TASK BRIEF: From the listing below, pull each line that includes "styles".

SUPPLIED MATERIAL:
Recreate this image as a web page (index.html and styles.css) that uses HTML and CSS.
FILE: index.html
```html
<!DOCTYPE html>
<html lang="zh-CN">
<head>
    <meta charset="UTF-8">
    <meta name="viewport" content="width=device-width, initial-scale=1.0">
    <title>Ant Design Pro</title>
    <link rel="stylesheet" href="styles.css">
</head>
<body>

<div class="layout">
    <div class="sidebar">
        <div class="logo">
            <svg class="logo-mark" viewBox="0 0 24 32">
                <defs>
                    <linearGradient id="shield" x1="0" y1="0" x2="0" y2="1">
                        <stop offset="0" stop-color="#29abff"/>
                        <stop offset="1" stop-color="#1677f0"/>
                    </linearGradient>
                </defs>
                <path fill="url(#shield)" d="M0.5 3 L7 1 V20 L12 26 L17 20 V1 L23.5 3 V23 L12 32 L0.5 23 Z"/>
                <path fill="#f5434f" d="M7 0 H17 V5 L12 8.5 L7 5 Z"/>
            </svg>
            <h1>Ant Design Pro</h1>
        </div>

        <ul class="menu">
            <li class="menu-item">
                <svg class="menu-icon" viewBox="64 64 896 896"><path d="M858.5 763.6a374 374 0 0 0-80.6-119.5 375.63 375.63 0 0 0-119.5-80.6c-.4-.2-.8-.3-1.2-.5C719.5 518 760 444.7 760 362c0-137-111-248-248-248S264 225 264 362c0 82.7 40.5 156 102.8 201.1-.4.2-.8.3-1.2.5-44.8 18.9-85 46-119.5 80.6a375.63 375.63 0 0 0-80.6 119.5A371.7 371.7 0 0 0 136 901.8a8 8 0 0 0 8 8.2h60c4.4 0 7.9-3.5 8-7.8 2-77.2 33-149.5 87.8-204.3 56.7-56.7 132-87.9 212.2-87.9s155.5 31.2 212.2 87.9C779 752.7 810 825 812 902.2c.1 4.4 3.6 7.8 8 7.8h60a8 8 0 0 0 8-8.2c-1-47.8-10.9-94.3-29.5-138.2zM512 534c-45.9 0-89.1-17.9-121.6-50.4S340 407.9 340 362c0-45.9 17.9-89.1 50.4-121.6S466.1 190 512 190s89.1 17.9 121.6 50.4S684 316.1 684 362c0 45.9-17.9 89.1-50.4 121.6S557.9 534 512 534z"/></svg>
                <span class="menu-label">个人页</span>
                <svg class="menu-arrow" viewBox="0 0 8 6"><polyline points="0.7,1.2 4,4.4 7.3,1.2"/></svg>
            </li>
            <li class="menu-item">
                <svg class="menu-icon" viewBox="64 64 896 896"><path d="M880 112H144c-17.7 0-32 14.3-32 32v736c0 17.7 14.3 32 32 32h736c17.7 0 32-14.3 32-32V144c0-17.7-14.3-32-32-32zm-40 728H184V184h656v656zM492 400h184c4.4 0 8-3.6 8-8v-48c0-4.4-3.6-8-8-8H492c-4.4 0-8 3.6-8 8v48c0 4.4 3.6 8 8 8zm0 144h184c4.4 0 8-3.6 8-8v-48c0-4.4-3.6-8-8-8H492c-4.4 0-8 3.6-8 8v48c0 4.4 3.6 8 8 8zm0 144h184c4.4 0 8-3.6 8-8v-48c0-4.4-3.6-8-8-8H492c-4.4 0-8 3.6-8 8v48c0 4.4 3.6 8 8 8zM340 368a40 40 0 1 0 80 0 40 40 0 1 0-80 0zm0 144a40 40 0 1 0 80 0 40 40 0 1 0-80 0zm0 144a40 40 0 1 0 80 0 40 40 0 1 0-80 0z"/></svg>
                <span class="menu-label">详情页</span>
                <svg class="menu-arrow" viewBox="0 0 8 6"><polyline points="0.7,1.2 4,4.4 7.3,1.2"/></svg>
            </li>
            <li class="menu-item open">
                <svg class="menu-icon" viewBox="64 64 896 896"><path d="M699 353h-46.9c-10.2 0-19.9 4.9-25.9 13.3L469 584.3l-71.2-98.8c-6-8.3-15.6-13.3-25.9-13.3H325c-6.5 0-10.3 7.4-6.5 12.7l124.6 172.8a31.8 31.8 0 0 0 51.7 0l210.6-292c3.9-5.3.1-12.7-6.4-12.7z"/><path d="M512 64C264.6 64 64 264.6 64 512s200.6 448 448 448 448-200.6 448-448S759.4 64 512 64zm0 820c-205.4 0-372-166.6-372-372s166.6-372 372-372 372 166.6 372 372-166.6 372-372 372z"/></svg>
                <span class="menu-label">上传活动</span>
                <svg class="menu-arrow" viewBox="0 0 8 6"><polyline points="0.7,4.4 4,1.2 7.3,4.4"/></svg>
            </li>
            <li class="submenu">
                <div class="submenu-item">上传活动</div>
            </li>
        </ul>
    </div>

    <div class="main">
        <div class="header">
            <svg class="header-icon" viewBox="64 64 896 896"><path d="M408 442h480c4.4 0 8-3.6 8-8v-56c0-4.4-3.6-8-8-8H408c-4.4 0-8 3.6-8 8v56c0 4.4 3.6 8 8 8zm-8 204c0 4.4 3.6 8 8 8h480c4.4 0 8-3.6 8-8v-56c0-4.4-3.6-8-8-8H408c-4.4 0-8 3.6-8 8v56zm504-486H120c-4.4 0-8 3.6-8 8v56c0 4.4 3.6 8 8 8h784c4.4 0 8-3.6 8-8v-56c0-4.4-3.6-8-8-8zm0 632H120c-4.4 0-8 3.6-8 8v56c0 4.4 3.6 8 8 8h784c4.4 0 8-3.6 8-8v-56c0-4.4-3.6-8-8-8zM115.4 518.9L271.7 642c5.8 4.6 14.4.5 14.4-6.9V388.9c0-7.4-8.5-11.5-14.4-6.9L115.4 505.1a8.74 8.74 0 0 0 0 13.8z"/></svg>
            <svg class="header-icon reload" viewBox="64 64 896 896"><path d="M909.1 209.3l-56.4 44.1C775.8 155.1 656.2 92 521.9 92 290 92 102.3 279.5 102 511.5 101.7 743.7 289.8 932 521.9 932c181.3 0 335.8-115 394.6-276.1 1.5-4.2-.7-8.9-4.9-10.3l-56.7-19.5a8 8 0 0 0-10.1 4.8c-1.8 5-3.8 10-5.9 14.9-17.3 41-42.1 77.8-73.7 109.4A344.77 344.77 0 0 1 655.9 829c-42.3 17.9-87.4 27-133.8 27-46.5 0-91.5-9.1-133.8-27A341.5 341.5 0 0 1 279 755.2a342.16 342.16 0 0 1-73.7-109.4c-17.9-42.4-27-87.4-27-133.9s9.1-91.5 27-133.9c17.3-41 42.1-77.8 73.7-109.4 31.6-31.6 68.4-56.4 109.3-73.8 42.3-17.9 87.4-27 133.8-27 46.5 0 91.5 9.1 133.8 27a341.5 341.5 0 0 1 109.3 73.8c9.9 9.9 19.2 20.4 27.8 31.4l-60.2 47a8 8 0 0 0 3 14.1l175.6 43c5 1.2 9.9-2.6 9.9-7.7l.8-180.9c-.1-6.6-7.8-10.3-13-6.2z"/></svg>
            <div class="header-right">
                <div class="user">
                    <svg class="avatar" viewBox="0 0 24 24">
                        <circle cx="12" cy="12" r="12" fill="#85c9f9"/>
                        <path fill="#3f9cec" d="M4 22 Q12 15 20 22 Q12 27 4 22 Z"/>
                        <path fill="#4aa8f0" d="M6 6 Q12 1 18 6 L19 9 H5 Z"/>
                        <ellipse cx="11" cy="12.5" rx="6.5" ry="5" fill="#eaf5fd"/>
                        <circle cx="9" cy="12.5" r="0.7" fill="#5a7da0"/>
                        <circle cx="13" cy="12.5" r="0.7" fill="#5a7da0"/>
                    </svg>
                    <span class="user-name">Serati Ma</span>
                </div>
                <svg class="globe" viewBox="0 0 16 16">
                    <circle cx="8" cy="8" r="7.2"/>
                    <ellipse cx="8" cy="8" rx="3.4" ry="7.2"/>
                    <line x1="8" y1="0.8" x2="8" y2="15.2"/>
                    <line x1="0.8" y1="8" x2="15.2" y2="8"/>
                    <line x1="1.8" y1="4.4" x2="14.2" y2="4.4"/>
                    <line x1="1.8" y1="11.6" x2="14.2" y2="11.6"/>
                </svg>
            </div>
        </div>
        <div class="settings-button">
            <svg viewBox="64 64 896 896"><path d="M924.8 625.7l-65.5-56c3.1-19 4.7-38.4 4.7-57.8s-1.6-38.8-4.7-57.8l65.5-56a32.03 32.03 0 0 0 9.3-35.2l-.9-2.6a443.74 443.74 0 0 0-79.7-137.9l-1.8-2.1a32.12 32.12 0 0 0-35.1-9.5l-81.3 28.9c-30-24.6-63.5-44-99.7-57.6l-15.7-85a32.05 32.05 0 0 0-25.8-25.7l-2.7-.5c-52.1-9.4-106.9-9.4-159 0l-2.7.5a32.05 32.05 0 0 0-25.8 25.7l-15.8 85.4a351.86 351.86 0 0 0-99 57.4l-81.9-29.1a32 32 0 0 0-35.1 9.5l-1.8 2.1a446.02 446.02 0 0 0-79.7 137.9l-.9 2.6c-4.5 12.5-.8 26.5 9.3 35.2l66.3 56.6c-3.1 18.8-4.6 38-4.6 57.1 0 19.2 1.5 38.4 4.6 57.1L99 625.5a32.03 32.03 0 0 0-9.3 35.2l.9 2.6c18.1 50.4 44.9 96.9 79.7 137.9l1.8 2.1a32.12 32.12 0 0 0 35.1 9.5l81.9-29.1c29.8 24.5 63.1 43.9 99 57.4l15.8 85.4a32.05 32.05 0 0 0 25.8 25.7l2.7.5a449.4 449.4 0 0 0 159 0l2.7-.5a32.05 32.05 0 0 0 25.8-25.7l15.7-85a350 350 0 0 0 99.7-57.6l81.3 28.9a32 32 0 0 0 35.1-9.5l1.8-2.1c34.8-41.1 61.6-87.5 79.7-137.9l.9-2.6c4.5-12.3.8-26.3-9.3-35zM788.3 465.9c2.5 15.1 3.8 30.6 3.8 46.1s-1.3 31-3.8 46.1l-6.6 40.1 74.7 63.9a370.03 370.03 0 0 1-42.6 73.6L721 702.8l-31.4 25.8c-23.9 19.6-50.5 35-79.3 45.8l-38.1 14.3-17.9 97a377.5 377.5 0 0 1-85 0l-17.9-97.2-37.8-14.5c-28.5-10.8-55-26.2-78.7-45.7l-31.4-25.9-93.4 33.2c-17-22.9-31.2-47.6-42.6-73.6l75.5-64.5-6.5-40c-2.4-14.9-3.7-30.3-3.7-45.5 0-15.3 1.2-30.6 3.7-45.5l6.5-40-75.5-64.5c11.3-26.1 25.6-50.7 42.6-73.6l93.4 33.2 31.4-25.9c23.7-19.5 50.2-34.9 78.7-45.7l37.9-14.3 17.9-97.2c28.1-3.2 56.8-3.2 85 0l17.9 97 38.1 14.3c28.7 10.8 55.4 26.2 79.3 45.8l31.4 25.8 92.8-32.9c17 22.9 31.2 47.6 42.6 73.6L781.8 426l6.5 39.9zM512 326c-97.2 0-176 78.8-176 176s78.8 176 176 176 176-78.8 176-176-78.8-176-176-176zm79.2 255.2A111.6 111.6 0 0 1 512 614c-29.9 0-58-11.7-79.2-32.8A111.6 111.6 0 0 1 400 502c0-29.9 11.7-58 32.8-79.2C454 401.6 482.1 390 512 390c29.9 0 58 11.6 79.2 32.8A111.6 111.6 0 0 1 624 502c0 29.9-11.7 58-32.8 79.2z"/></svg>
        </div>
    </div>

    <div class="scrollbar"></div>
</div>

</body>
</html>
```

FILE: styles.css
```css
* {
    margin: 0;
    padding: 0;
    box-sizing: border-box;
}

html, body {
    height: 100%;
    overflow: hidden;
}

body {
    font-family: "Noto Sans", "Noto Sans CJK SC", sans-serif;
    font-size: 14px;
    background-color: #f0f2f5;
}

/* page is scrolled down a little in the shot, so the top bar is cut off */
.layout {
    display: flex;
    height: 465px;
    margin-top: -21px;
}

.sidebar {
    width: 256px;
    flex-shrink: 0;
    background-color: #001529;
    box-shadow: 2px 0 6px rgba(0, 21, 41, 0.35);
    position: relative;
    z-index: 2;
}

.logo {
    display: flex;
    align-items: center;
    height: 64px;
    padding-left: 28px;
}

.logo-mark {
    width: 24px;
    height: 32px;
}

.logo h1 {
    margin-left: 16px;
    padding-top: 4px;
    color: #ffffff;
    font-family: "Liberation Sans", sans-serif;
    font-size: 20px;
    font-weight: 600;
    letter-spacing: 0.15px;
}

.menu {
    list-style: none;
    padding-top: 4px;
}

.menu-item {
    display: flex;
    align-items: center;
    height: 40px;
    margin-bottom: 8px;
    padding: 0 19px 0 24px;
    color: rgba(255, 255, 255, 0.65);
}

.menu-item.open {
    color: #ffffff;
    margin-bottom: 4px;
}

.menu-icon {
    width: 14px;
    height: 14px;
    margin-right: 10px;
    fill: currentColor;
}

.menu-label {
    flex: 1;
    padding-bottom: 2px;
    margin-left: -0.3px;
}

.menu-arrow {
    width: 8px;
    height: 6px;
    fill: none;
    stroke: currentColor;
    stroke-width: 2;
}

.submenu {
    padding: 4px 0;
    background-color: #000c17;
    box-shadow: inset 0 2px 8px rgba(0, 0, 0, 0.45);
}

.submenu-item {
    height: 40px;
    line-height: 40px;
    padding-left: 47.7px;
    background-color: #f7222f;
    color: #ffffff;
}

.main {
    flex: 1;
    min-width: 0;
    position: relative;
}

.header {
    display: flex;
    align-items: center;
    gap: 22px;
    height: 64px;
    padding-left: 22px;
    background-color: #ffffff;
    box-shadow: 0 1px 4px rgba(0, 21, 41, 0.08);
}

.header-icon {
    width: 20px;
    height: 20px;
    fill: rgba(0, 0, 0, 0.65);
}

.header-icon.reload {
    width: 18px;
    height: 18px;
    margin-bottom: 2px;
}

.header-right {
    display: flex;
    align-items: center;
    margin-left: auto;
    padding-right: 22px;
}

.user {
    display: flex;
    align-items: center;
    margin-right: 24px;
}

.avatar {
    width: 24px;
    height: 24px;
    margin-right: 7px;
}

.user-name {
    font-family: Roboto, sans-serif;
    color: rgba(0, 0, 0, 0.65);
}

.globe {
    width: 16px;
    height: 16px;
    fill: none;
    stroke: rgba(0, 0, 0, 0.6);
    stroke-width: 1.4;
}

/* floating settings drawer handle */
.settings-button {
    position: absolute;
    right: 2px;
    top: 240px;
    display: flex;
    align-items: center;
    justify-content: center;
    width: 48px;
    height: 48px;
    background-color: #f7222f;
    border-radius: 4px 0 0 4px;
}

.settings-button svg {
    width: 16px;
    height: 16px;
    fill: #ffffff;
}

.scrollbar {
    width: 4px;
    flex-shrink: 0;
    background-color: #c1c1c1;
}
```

RESPONSE:
Recreate this image as a web page (index.html and styles.css) that uses HTML and CSS.
    <link rel="stylesheet" href="styles.css">
FILE: styles.css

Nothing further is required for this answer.